This is Part 2 of a two-part post on real estate shopping in Homer. If you missed Part 1, check it out here. Again, take these observations for whatever they’re worth to you. No refunds.
If there’s one thing you better be comfortable with as a Homer resident, it’s water. The bay is a source of employment, recreation, and sustenance. Our close proximity to the ocean means we see plenty of water falling from the sky. On the ground creeks, streams, and wetlands abound. The latter became particularly significant in our real estate search. Homer and the surrounding area contains a lot of glacial moraine. The soil has some organic material on top, and then silt beneath. When rainfall hits the top layer it’s absorbed and starts filtering down until it hits the silt, which severely impedes the water’s flow. This means the soil doesn’t drain well, and after the top few inches become saturated you get standing water or very sloppy/spongy vegetation. Nearly every piece of property we examined had some wetlands. Creeks, streams, small areas of flowing water, and spongy ground are all very, very common. Unlike the great plains in the center of the US, Homer’s anything but flat. Set between mountains to the north and an ocean to the south, water is continually making its way to the sea and much of it does so above ground.
That’s not to say all water travels above ground. There’s certainly water below the surface too. With all this water, you’d think drilling a well for those outside the reach of city sewer/water would be common. Wrong. The water quality outside Homer is bad. (To be clear, inside city limits Homer operates a municipal water/sewer system just like every other municipality. The water’s treated with chlorine and fluoride, and for a fee your waste can become someone else’s problem.) North of Homer in Anchor Point, I hear the water’s great. Around Homer, and certainly east of town where we purchased land, wells are far less common than one might imagine. The aversion to drilling a well comes mainly from 2 factors: cost and quality.
First, the cost. Wells here can be anywhere from 30 to 300 feet deep. Where we purchased land, we were told to expect somewhere between 100 and 200 feet. At $42/ft drilling a well can get expensive, fast. Particularly when you don’t know how deep you’ll have to go until you start drilling and you might not even hit water. Adding to the expense, wells need to be cased lest they plug with all of the silt down there. But let’s say you’re up for the dice-roll that is finding water, and you’re able to hit it successfully. You’re not out of the woods yet. Even after all that, your efforts might be foiled by poor water quality. High quantities of arsenic and iron are filterable, but again, it’s another expense. And depending on the degree to which filtering would be required, perhaps a prohibitively large expense. For this reason, many people choose to have water delivered. That notion was completely foreign to us when we began searching for real estate, but became normalized as the hunt continued. About half of the properties we explored had holding tanks and contracts with local companies to receive delivered water; the other half had private wells and typically a whole house filter.

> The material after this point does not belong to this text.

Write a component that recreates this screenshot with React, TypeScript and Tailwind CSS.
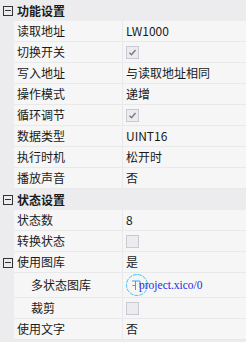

I touched on this above – the topography slopes to the sea. We’re in one of the most geologically active areas in the world. Millions of years of tectonic movement have given us beautiful mountains and plenty of smaller “big hills”. It’s a far cry from the prairies of the midwest. Finding large parcels with flat, usable land is difficult. Between the wetlands and the topography, even large parcels may only have one or two potential building sites. There’s a flat “bench” a few miles east of town, but this area is the exception not the rule.
As far as the actual structures are concerned, it seems that anything goes up here. If building codes exist, no one’s enforcing them. This is particularly true outside city limits. Houses with Tyvek housewrap but no siding are common. Decks 3-4′ off the ground without railings, and interior staircases without railings are also common. Older homes are frequently built piecemeal. It’s obvious that one or more additions took place over the years, yielding floorplans that don’t quite flow smoothly, and finishes that don’t exactly match up.
We were also quite surprised by the frequency of covenants. I expect covenants in middle class subdivisions in second ring suburbs of major metropolitan areas. I didn’t expect them 10 miles out of town, in Alaska. Though, I guess it makes sense. As mentioned in Part 1, it’s expensive to develop land. There are many subdivisions made up of 0.5-3 acre parcels. Developers of these subdivisions want to be able to sell the parcels, so they establish rules to ensure a desirable neighborhood. Other times, a family that has owned land for a generation or two decides to sell some of it off, and wants to retain some control over what new neighbors move in. But goodness gracious. Some are just ridiculous. We’ve seen it all from minimum square footage, to specific exterior colors, to house plan approval by a special committee. Commonly, the covenants will restrict the same things they restrict everywhere else: animals/livestock, rubbish, commercial activity, and the number of homes per lot.
Shopping for a new place to call home has been a learning experience, to say the least. Now that we’ve finally found a place, we begin building the home. I have no doubt that will be equally educational!